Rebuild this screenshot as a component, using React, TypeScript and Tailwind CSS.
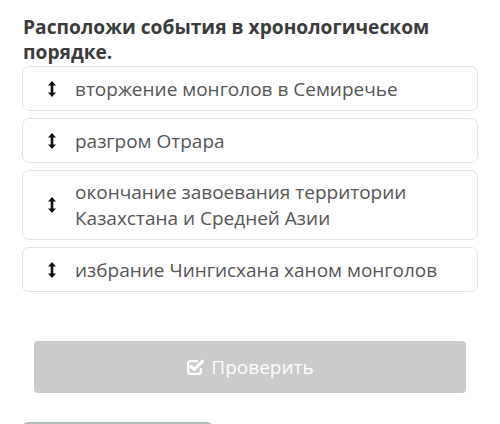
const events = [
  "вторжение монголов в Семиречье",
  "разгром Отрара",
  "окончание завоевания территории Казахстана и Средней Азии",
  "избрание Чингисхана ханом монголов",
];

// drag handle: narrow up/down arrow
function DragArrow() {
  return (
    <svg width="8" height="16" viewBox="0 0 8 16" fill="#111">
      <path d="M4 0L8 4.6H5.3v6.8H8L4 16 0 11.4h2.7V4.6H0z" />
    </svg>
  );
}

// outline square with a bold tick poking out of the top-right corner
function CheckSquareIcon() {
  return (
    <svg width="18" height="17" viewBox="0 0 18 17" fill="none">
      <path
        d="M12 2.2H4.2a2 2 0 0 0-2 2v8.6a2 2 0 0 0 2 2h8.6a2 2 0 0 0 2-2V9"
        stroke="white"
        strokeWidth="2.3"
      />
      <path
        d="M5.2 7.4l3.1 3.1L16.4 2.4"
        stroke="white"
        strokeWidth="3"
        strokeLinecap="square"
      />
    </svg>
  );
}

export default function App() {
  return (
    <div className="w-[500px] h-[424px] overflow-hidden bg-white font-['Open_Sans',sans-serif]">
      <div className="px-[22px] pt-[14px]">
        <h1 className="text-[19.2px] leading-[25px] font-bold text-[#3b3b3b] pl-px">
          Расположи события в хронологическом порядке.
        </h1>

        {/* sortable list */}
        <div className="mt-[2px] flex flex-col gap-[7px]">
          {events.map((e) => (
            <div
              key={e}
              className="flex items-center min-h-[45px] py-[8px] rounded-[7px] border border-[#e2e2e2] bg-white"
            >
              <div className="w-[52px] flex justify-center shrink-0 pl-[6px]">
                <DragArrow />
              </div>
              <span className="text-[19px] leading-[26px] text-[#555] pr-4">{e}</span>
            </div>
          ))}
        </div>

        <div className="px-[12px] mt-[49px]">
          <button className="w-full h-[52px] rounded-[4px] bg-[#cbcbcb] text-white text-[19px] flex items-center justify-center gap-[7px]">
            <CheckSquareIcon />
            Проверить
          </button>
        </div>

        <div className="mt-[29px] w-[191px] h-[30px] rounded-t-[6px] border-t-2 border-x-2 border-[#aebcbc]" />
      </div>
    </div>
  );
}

######

▶ _WHAT IS ASKED_
Output the material word for word, omitting its pictures.

▶ _WRITTEN SOLUTION_
Rebuild this screenshot as a component, using React, TypeScript and Tailwind CSS.
const events = [
  "вторжение монголов в Семиречье",
  "разгром Отрара",
  "окончание завоевания территории Казахстана и Средней Азии",
  "избрание Чингисхана ханом монголов",
];

// drag handle: narrow up/down arrow
function DragArrow() {
  return (
    <svg width="8" height="16" viewBox="0 0 8 16" fill="#111">
      <path d="M4 0L8 4.6H5.3v6.8H8L4 16 0 11.4h2.7V4.6H0z" />
    </svg>
  );
}

// outline square with a bold tick poking out of the top-right corner
function CheckSquareIcon() {
  return (
    <svg width="18" height="17" viewBox="0 0 18 17" fill="none">
      <path
        d="M12 2.2H4.2a2 2 0 0 0-2 2v8.6a2 2 0 0 0 2 2h8.6a2 2 0 0 0 2-2V9"
        stroke="white"
        strokeWidth="2.3"
      />
      <path
        d="M5.2 7.4l3.1 3.1L16.4 2.4"
        stroke="white"
        strokeWidth="3"
        strokeLinecap="square"
      />
    </svg>
  );
}

export default function App() {
  return (
    <div className="w-[500px] h-[424px] overflow-hidden bg-white font-['Open_Sans',sans-serif]">
      <div className="px-[22px] pt-[14px]">
        <h1 className="text-[19.2px] leading-[25px] font-bold text-[#3b3b3b] pl-px">
          Расположи события в хронологическом порядке.
        </h1>

        {/* sortable list */}
        <div className="mt-[2px] flex flex-col gap-[7px]">
          {events.map((e) => (
            <div
              key={e}
              className="flex items-center min-h-[45px] py-[8px] rounded-[7px] border border-[#e2e2e2] bg-white"
            >
              <div className="w-[52px] flex justify-center shrink-0 pl-[6px]">
                <DragArrow />
              </div>
              <span className="text-[19px] leading-[26px] text-[#555] pr-4">{e}</span>
            </div>
          ))}
        </div>

        <div className="px-[12px] mt-[49px]">
          <button className="w-full h-[52px] rounded-[4px] bg-[#cbcbcb] text-white text-[19px] flex items-center justify-center gap-[7px]">
            <CheckSquareIcon />
            Проверить
          </button>
        </div>

        <div className="mt-[29px] w-[191px] h-[30px] rounded-t-[6px] border-t-2 border-x-2 border-[#aebcbc]" />
      </div>
    </div>
  );
}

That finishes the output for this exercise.